Nothing brings multimedia journalism to your attention like a nationwide story that tarnishes the reputation of your school. In the days following UMass’ now infamous ‘Blarney Blowout’, dozens of media outlets as far as Los Angeles and Dublin published stories about the event, all with varying amounts of accuracy. As new information was released that proved that UMass students had not been nearly as unruly as first reported, very few stories were updated with the proper information, leaving much of the public to think the worst of the students.
After spending nearly a day and a half reading these various articles, I began reading chapter 10 of Mark Briggs‘ Journalism Next: A Practical Guide to Digital Reporting and Publishing. It discussed some of the issues present in multimedia reporting, including the way in which wrong information is published. “From a practical standpoint, correcting every error that flashes on our Web site for even five minutes is a logistical nightmare,” explained Greg Brock, a senior editor at the New York Times, in the chapter. Many times, because of this nightmare and in part because of the pace at which most news is delivered and then forgotten about, corrections either go unnoticed or unmade.
While looking at this as a journalist it made sense. After all, changing an article can be difficult, so I cannot imagine having to do it on so many platforms with a large audience. However, after seeing it on the side of someone who has been affected by misinformation, I see the devastating effects that a few words can make. While the chapter stressed that facts should be true at all times in order to maintain credibility, being on the other end of misinformation reminds you of the collateral damage in the world that can be caused by simple wording.
Multimedia was not all bad, however, in the reporting of the incident. While students complained about one-sided reporting from main media outlets, comment sections allowed students to voice their opinion on the matter, something that had not been done in any of the stories. Briggs talked a lot about the ever popular comment section in chapter 10, and most of his observations were demonstrated in the comment section of popular websites. There were anything from poorly written insults calling students names, poorly worded comments from students (not helping the school’s reputation), and well-thought-out responses from both people for and against the event.
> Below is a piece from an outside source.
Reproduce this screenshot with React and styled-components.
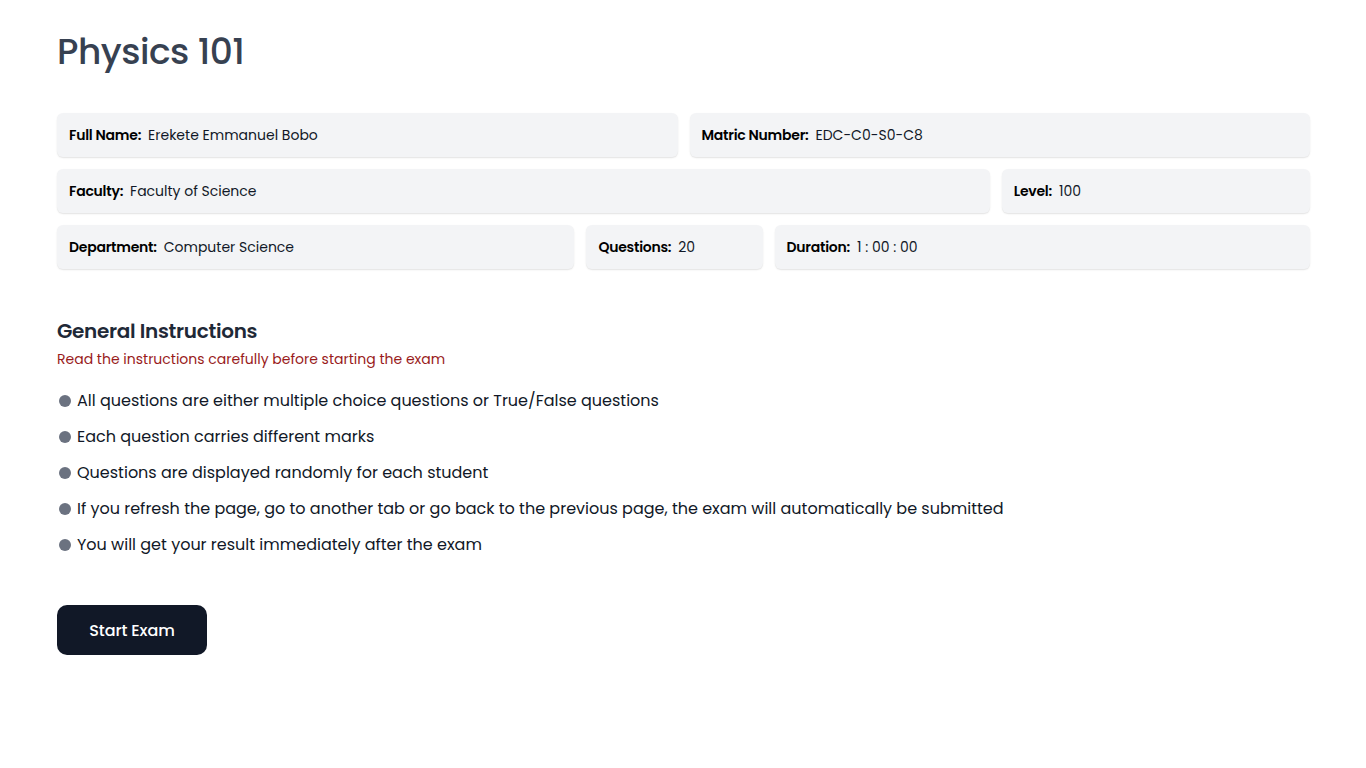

What the comment section did was provide a dialogue that would not be available without the feature. It gave students a chance to respond to the controversy, especially those that had not taken part in the event, and otherwise felt lumped in with those that were. Did these comments actually help change anyone’s mind? I’m not sure. But while you sit behind a computer screen, a comment makes you feel like you have a voice, when you previously felt that you didn’t.